Artificial intelligence, while dominating headlines, has had minimal impact so far on cyber insurance policies. “There’s been maybe a handful of fairly superfluous coverage changes… mostly clarifying that a claim includes a claim that’s triggered by artificial intelligence,” said Wasson. The bigger risk, he suggested, is how AI endorsements from other product lines may begin to blur boundaries and increase pressure on cyber policies. “We might see certain elements of other coverages start to cause some pressure for the cyber market,” he said.
Mismatch in exposures and limits
Third-party exposure remains one of the sector’s biggest blind spots. Studies have suggested that 30–40% of insured cyber events are triggered by third parties – a rate Wasson believes is unusually high. “Even if you think of auto… it’s unlikely that anybody’s going to hit several million cars at once,” he said.
While the market has kept up with evolving threats – ransomware being a prime example – some risks are still hard to insure. “It’s still difficult to transfer significant amounts of risk for things like social engineering fraud, invoice manipulation, other types of more heavily financial crimes,” he said.
Other gaps lie in demand-side risk transfer. The Jaguar Land Rover incident, Wasson said, highlighted how the industry still lacks a viable mechanism for protecting against demand-side interruptions – when a buyer can’t consume a service due to their own cyber event. “There’s really not much opportunity to transfer that risk right now,” he said.
That lack of standardization extends to wrongful collection claims, an area where coverage terms remain inconsistent. “Some carriers just plain won’t provide the coverage. Some provide defense only,” said Wasson. “There’s just not the degree of standardization with wrongful collection that we see with other coverage concepts.”
Too much competition, too little margin
Looking forward, Wasson said his biggest concern is underwriting discipline. “Some carriers are being very, very competitive. And I do have some concerns that rates might be getting a little thin,” he said. The market doesn’t need a surge in claims to collapse again – just a continued deterioration in pricing. “If we see the next hard market sooner rather than later… that could cause a negative reputational impact,” he added.
He sees room for growth in the small-business segment, where take-up rates remain low. But scaling that business comes with execution risk. “When you’re doing things at scale, it’s typically based on the infrastructure that you set up,” Wasson said. “If that infrastructure turns out to not be great… that can really turn buyers or brokers off.”
Underinsurance is also prevalent, particularly in how clients balance cyber and property coverage. “We still see a lot of buyers that are buying far below their probable maximum loss,” he said.
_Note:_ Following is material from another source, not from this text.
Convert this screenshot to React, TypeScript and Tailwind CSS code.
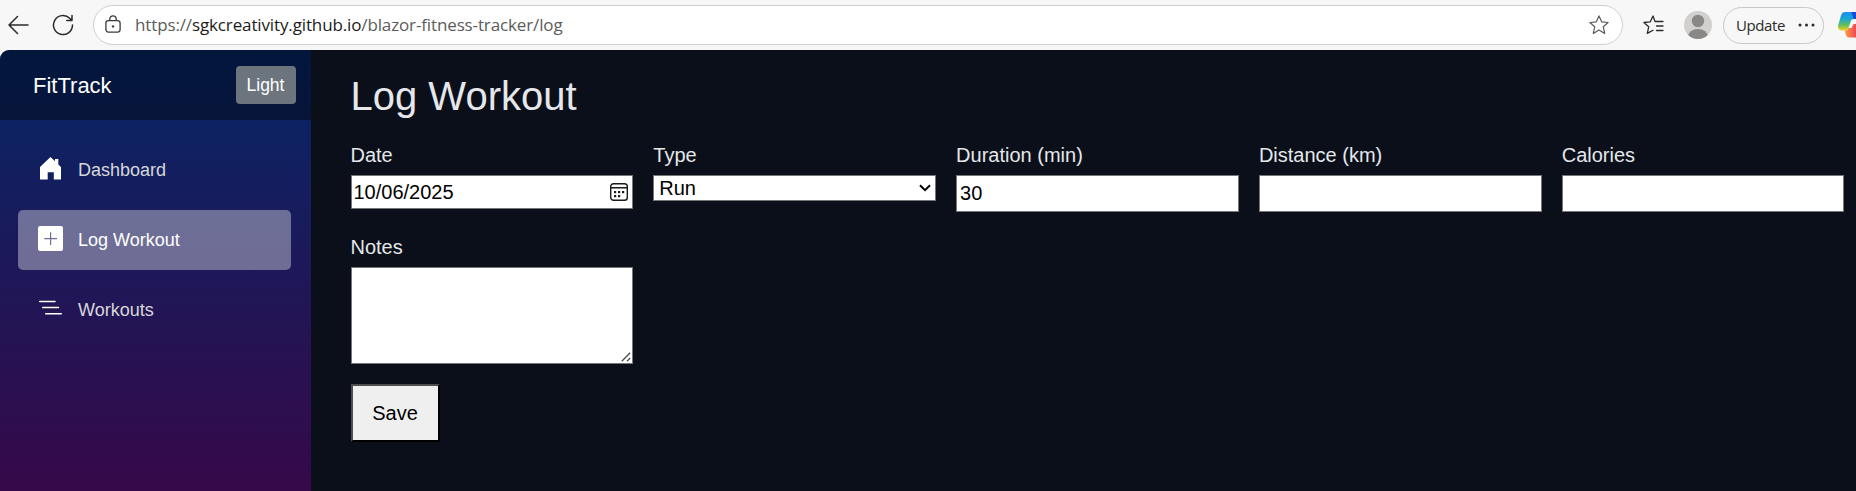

Even companies buying $500 million in business interruption for property often carry just $50 million for cyber. With prices softening, Wasson said now is the time to right-size those programs – but uptake has been slow. “We don’t see it quite as often as I expected we might,” he said.
Frictions persist despite advances
Despite advances in technology and product design, friction in the underwriting process remains high. Wasson pointed to two persistent challenges: the first is growing demand for peripheral coverages that lack appetite in the market—risks tied to consumer protection statutes like Telephone Consumer Protection Act or Fair Credit Reporting Act. “Those coverages sort of often lack a good home… and it’s enormously difficult,” he said.
The second is a disconnect between underwriters and insureds, particularly on technical requirements. “Things are getting so detailed that it can often cause friction in the underwriting process,” said Wasson. Smaller buyers who outsource IT functions often struggle to answer granular technical questions, leading to delays and frustration. “You’re playing a bit of a telephone game,” he said.